Die neuen Regelungen fasst Marc Jacob so zusammen: Alle steuerlich relevanten Einzeldaten müssen unveränderbar und vollständig gespeichert werden. Eine Verdichtung der Datensätze, etwa durch Endsummen, ist unzulässig. Die ausschließliche Aufbewahrung der Kassenberichte und Kontrollstreifen in ausgedruckter Form ist nicht mehr ausreichend. Zudem müssen alle Daten künftig in einem auswertbaren Datenformat vorliegen. „Aufzeichnungspflichtige Geschäftsvorfälle sind einzeln, vollständig, richtig, zeitgerecht und geordnet aufzuzeichnen“, so das Gesetz. Prüfungen der Finanzämter sollen dadurch erleichtert und Manipulationen erschwert werden. So enthält auch die neue Kasse von Frau Hepper einen daumengroßen Chip, auf dem alle Daten gespeichert werden. Die Sicherung der Daten sollte jeder Gewerbetreibende ernst nehmen, denn laut Bundesfinanzministerium „liegt die Feststellungslast beim Steuerpflichtigen“. Kann der Unternehmer keine auswertbaren Daten vorlegen, drohen unter Umständen hohe Nachzahlungen. „Das kann die Existenz kosten“, warnt Jacob.
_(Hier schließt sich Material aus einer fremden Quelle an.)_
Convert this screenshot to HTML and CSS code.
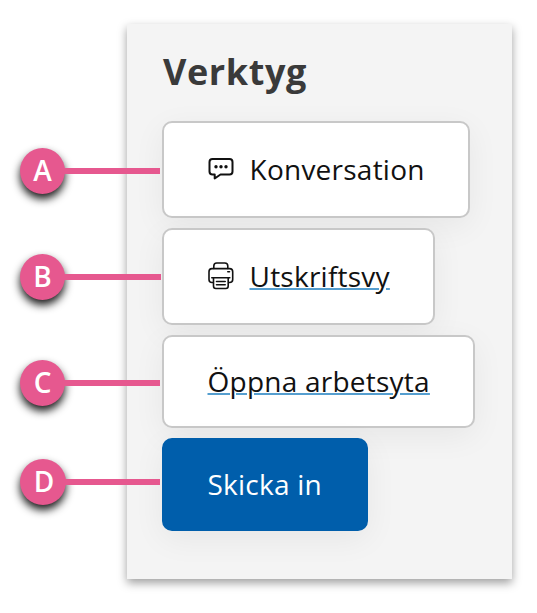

Steuerberaterin Renate Victor von der Connex Steuer- und Wirtschaftsberatungsgesellschaft in Zittau weist jedoch darauf hin, dass kleinere Einzelhändler ohne Angestellte weiterhin handschriftliche Aufzeichnungen führen, und mit einer sogenannten „offene Ladenkasse“, etwa in einer Geldkassette oder Zigarrenschachtel, arbeiten können. Vorausgesetzt der Einzelunternehmer führt ein Kassenbuch und rechnet seine Einnahmen täglich ab. „Wir beraten unsere Mandanten individuell zu der Problematik“, so die Steuerberaterin.

Das Gesetz legt auch fest, dass die Anforderungen an Registrierkassen sich ab 2020 nochmals verschärfen. Registierkassen müssen dann durch das Bundesamt für Sicherheit in der Informationstechnik zertifiziert sein und werden von der Finanzverwaltung registriert.